What is the significance of the G20 – the group of 20 leading industrialized and emerging countries – for companies worldwide?
The G20 is a central steering body for issues related to the global economy. It lays down the strategic principles for the regulatory environment in which companies operate worldwide. We live in an era in which countries are once again increasingly seeking refuge within their own borders. In contrast, the G20 stands for international cooperation, interconnectedness, understanding and exchange – values that have long been promoted by our companies and our domestic economy as a whole.
Moreover, the G20 has been indispensable in response to crises – even moreso in times of increasing uncertainty. Uncertainty paralyses innovation and the willingness to take risks. The G20 must improve the global framework conditions. Fairer competition, growth and job creation can be promoted, but only if we work together. The case is the same for the implementation of the Paris climate agreement, as well as for the realization of the gains and tackling of the challenges tied to the digital revolution.

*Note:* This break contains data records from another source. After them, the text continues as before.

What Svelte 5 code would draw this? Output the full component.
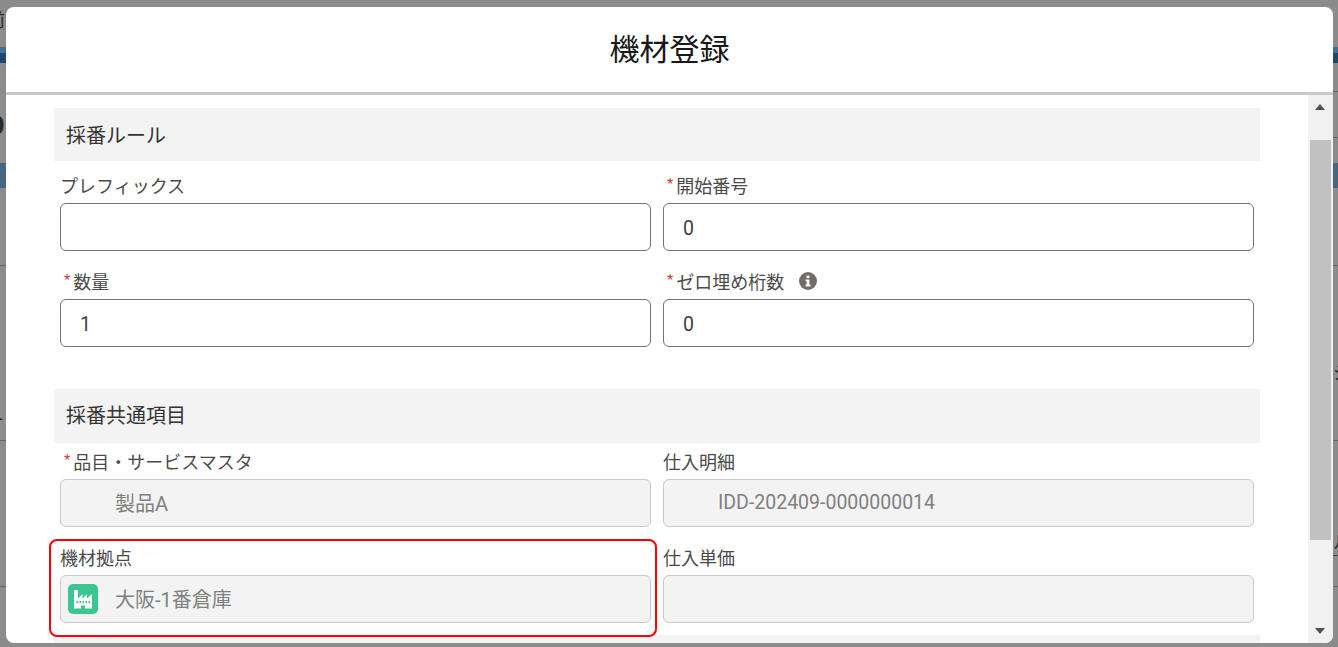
<script>
  const ruleFields = [
    { label: 'プレフィックス', value: '' },
    { label: '開始番号', value: '0', required: true },
    { label: '数量', value: '1', required: true },
    { label: 'ゼロ埋め桁数', value: '0', required: true, info: true }
  ];

  const commonFields = [
    { label: '品目・サービスマスタ', value: '製品A', required: true, lookup: true },
    { label: '仕入明細', value: 'IDD-202409-0000000014', lookup: true },
    { label: '機材拠点', value: '大阪-1番倉庫', lookup: true, icon: true, marked: true },
    { label: '仕入単価', value: '' }
  ];

  const isLatin = (text) => /^[\x20-\x7e]+$/.test(text);
</script>

{#snippet field(f, disabled)}
  <div class="field" class:marked={f.marked}>
    <div class="label">
      {#if f.required}<span class="req">*</span>{/if}
      <span>{f.label}</span>
      {#if f.info}
        <svg class="info" viewBox="0 0 18 18" aria-hidden="true">
          <circle cx="9" cy="9" r="9" fill="#706e6b" />
          <rect x="7.6" y="3.6" width="2.8" height="2.4" fill="#fff" />
          <path d="M6.6 7.400h3.800v5.200h1.100v1.800H6.600v-1.800h1.100v-3.400h-1.100z" fill="#fff" />
        </svg>
      {/if}
    </div>
    <div class="control">
      {#if f.icon}
        <svg class="factory" viewBox="0 0 30 30" aria-hidden="true">
          <rect width="30" height="30" rx="5" fill="#3bc590" />
          <path d="M6 6H10V14.500L14.500 10V14.500L19 10V14.500L24 10V24.500H17V21.500H13V24.500H6Z" fill="#fff" />
          <path d="M8.500 17h1.500v2.200H8.500zM11.500 17h1.500v2.200h-1.500zM14.500 17h1.500v2.200h-1.500zM17.500 17h1.500v2.200h-1.500zM20.500 17h1.500v2.200h-1.500z" fill="#3bc590" />
        </svg>
      {/if}
      <input class:lookup={f.lookup} class:latin={isLatin(f.value)} value={f.value} {disabled} readonly />
    </div>
  </div>
{/snippet}

<div class="page">
  <div class="backdrop">
    <div class="row r1"><span class="edge">前</span></div>
    <div class="row blue"></div>
    <div class="row r2"><span class="edge big">0</span></div>
    <div class="row blue2"></div>
    <div class="row r4"></div>
    <div class="row r5"><span class="edge one">1</span><span class="edge right">ジ</span></div>
    <div class="row r6"></div>
    <div class="row r7"><span></span><span class="edge right low">ル</span></div>
    <div class="row r8"></div>
  </div>

  <div class="modal" role="dialog">
    <header><h2>機材登録</h2></header>
    <div class="body">
      <div class="content">
        <div class="section">採番ルール</div>
        <div class="grid first">
          {#each ruleFields as f}
            {@render field(f, false)}
          {/each}
        </div>
        <div class="section tall">採番共通項目</div>
        <div class="grid">
          {#each commonFields as f}
            {@render field(f, true)}
          {/each}
        </div>
        <div class="section"></div>
      </div>
      <div class="scrollbar">
        <div class="arrow up"></div>
        <div class="thumb"></div>
        <div class="arrow down"></div>
      </div>
    </div>
  </div>
</div>

<style>
  :global(body) {
    margin: 0;
    overflow: hidden;
    font-family: "Liberation Sans", "Noto Sans CJK JP", sans-serif;
  }

  .page {
    position: relative;
    width: 1338px;
    height: 647px;
    overflow: hidden;
    background: #8c8c8c;
  }

  .row {
    display: flex;
    justify-content: space-between;
    align-items: flex-start;
    overflow: hidden;
    color: #2a2a2a;
    box-sizing: border-box;
  }

  .r1 { height: 47px; padding-top: 6px; }
  .blue { height: 16px; background: linear-gradient(#41709a 0 6px, #1f4766 6px); }
  .r2 {
    height: 100px;
    background:
      linear-gradient(#666, #666) right 28px / 6px 1px no-repeat,
      linear-gradient(#666, #666) right 74px / 6px 1px no-repeat;
  }
  .blue2 { height: 25px; background: #48667f; }
  .r4 { height: 78px; border-bottom: 1px solid #666; }
  .r5 { height: 175px; border-bottom: 1px solid #666; }
  .r6 { height: 74px; }
  .r7 {
    height: 72px;
    border-bottom: 1px solid #666;
    background: linear-gradient(#444, #444) right 40px / 6px 1px no-repeat;
  }
  .r8 { height: 60px; }

  .edge {
    font-size: 18px;
    margin-left: -13px;
  }

  .edge.big {
    font-size: 26px;
    font-weight: bold;
    margin-top: 47px;
    margin-left: -10px;
  }

  .edge.one {
    margin-left: -7px;
    margin-top: 138px;
  }

  .edge.right {
    margin-left: 0;
    margin-right: -13px;
    margin-top: 92px;
  }

  .edge.right.low {
    margin-top: 13px;
  }

  .modal {
    position: absolute;
    left: 6px;
    top: 7px;
    width: 1327px;
    height: 636px;
    background: #fff;
    border-radius: 8px;
    overflow: hidden;
    display: flex;
    flex-direction: column;
  }

  header {
    height: 85px;
    flex: none;
    box-sizing: content-box;
    border-bottom: 3px solid #c9c9c9;
    display: flex;
    align-items: center;
    justify-content: center;
  }

  h2 {
    margin: 0 0 6px;
    font-size: 30px;
    font-weight: 400;
    color: #181818;
  }

  .body {
    flex: 1;
    min-height: 0;
    display: flex;
  }

  .content {
    flex: 1;
    min-width: 0;
    overflow: hidden;
    padding: 13px 48px 0;
  }

  .section {
    height: 53px;
    box-sizing: border-box;
    background: #f3f3f3;
    padding-left: 12px;
    display: flex;
    align-items: center;
    font-size: 20px;
    color: #333;
  }

  .section.tall {
    height: 54px;
    padding-bottom: 3px;
  }

  .grid {
    display: grid;
    grid-template-columns: 1fr 1fr;
    row-gap: 12px;
    margin-bottom: 12px;
  }

  .grid.first {
    margin-top: 6px;
    margin-bottom: 42px;
  }

  .field {
    position: relative;
    padding: 0 6px;
  }

  .field.marked::after {
    content: "";
    position: absolute;
    left: -5px;
    top: 0;
    width: 608px;
    height: 98px;
    box-sizing: border-box;
    border: 2px solid #f00;
    border-radius: 8px;
    pointer-events: none;
  }

  .label {
    height: 36px;
    display: flex;
    align-items: center;
    font-size: 18px;
    color: #4a4a4a;
    box-sizing: border-box;
  }

  .req {
    color: #c23934;
    margin: 0 3px 0 4px;
    font-size: 16px;
  }

  .info {
    width: 18px;
    height: 18px;
    margin-left: 15px;
  }

  .control {
    position: relative;
  }

  input {
    display: block;
    width: 100%;
    height: 48px;
    box-sizing: border-box;
    border: 1px solid #747474;
    border-radius: 6px;
    padding: 2px 19px 0;
    background: #fff;
    color: #3e3e3c;
    font: 20px "Roboto", "Noto Sans CJK JP", sans-serif;
    outline: none;
  }

  input.latin {
    font-size: 19.5px;
  }

  input:disabled {
    background: #f3f3f3;
    border-color: #c9c9c9;
    color: #808080;
    opacity: 1;
    -webkit-text-fill-color: #808080;
    padding-top: 0;
    padding-bottom: 2px;
  }

  input.lookup {
    padding-left: 54px;
  }

  .factory {
    position: absolute;
    left: 8px;
    top: 9px;
    width: 30px;
    height: 30px;
  }

  .scrollbar {
    flex: none;
    width: 25px;
    background: #f1f1f1;
    display: flex;
    flex-direction: column;
    align-items: center;
  }

  .arrow {
    flex: none;
    height: 45px;
    width: 100%;
    position: relative;
  }

  .arrow::after {
    content: "";
    position: absolute;
    left: 7px;
    border-left: 5.5px solid transparent;
    border-right: 5.5px solid transparent;
  }

  .arrow.up::after {
    top: 9px;
    border-bottom: 6px solid #505050;
  }

  .arrow.down {
    height: 103px;
  }

  .arrow.down::after {
    bottom: 9px;
    border-top: 6px solid #505050;
  }

  .thumb {
    flex: none;
    width: 21px;
    height: 400px;
    background: #c1c1c1;
  }
</style>
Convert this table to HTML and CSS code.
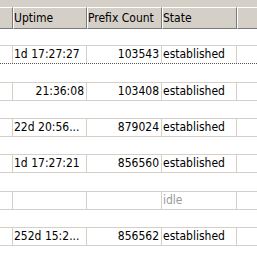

Is the G20 not simply a talking shop?
While the G20 has no secretariat of its own and its agreements are not legally binding, the G20 nonetheless plays an important role in global governance. It is an important forum to set the global governance agenda. It furthermore plays an important role in building trust and understanding among the G20 decision-makers – a function which will only become more important in 2018. There are several concrete examples that delineate the influence of the G20 – such as the undoubtedly crucial part it played in the conclusion of the Trade Facilitation Agreement of the World Trade Organization (WTO) and its implementation.
According to a study by the Toronto Institute, the G20 member states have implemented some 71 percent of all decisions adopted at summits since 2008. The EU and Germany have implemented no less than 83 per cent of the agreements. While this is a good track record in general, implementation is lacking behind in some areas. We find the implementation deficit regarding the protectionist standstill particularly disappointing. Despite the agreement, G20 countries have implemented new protectionist measures each year, while few measures have been terminated.
In many countries, there is growing scepticism about free trade and globalization. Will it become more difficult to advance the multilateral trade agenda?
Yes, many countries are becoming increasingly inward-looking. Although it is quite clear that globalization creates prosperity, many societies are increasingly questioning the value of the international division of labor. That is evident from the Alternative for Germany (AfD) here in Germany, as well as from the Front National in France and Donald Trump in the United States. There is a risk of a domino effect, in which the increase in protectionist measures could significantly endanger our prosperity.
At the same time, this crisis of confidence could be an opportunity for the G20 to take a more determined approach towards globalization and to promote a form of globalization, in which new markets are continually opened up, and in which we better provide for those people who are negatively impacted by structural change, through measures like social security and further training. People need to be able to see that they benefit from globalization. Without societal trust, politicians will be unable to fashion a successful form of globalization, despite the G20.
What contribution can Business 20 (B20) – the official G20 business dialogue – make?
The B20 represents G20 business as a whole. It brings together hundreds of representatives of business associations and companies from the G20 member countries. The first major task is to reach consensus on joint positions. These negotiations bring us closer together and create mutual understanding and trust. In a globalized economy, this is hugely valuable.
Once the B20 joint positions have been agreed upon, the individual representatives of industry can lobby their respective governments to adopt the positions of the G20 business community. In an ideal scenario, this can pave the way for compromises at the G20 level.
Jürgen Heraeus was Chair of the B20 2016-2017 and Chairman of the Supervisory Board of Heraeus Holding GmbH. Founded in 1851 and headquartered in Hanau, the technology group is a world-leading family-run company. Heraeus is also Chairman of UNICEF Germany.